Records provided ▸
────────
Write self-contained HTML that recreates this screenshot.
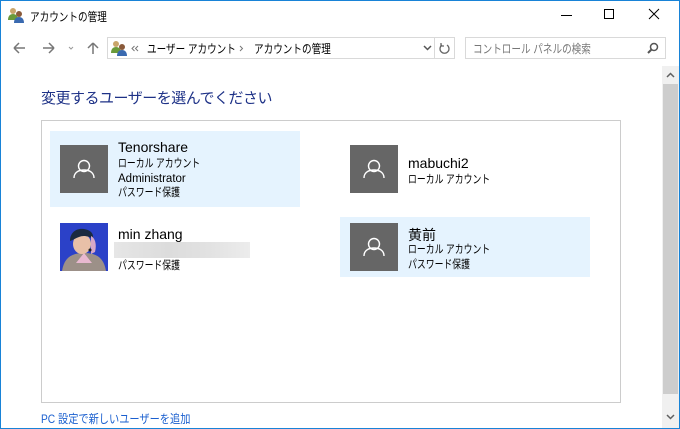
────────
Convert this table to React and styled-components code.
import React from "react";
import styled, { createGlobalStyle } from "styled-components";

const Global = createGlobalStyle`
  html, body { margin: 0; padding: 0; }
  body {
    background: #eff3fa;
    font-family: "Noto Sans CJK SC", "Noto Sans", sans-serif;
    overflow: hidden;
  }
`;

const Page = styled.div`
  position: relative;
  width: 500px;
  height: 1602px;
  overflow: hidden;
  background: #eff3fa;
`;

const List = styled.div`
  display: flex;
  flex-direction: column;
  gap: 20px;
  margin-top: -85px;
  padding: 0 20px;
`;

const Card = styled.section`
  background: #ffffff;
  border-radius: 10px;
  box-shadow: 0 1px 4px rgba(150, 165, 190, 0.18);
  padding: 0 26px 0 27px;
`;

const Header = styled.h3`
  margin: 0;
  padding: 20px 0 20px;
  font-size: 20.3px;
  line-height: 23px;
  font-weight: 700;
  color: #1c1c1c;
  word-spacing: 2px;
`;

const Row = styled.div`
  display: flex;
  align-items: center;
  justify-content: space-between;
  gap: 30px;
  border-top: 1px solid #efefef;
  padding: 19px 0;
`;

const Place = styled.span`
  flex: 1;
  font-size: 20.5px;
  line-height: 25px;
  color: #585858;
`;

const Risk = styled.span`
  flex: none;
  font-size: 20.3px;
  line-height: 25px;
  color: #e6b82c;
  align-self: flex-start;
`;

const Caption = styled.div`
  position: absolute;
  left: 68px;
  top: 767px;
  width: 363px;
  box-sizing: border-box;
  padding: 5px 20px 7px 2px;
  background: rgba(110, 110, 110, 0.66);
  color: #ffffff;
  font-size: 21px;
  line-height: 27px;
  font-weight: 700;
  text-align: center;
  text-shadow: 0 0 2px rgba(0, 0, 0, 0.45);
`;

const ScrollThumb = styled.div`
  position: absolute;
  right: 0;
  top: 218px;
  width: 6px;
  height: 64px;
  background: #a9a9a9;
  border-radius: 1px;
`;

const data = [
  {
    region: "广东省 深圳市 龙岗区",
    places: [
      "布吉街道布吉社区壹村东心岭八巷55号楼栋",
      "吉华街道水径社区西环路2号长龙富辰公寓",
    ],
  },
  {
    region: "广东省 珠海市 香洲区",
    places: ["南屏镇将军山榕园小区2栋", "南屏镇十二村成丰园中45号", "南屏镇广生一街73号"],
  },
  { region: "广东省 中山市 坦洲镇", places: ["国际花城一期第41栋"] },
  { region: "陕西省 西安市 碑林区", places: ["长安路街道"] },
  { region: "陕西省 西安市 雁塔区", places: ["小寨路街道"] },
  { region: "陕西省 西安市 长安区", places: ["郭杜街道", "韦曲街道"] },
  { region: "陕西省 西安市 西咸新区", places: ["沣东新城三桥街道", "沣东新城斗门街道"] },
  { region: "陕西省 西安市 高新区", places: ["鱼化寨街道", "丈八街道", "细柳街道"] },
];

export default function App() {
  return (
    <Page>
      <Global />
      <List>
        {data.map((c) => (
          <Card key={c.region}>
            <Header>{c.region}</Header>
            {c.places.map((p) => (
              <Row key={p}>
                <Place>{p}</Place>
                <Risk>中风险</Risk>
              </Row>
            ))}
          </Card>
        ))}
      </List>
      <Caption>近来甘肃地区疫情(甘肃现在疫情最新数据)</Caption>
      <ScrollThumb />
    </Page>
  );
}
────────
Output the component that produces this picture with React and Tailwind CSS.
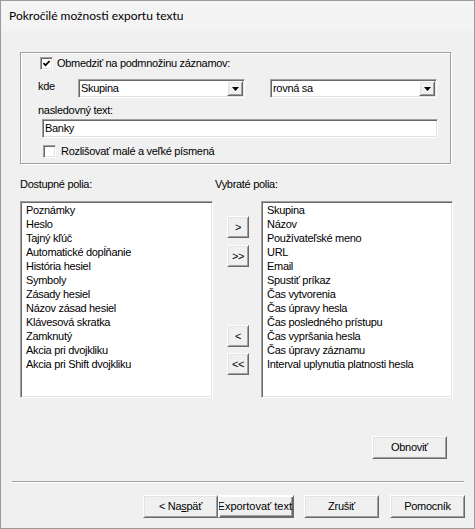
────────
Set problem ▸
Find all lines where the word "components" appears. Copy them.

Solution to this problem ▸
Convert this table to React and styled-components code.
import styled, { createGlobalStyle } from "styled-components";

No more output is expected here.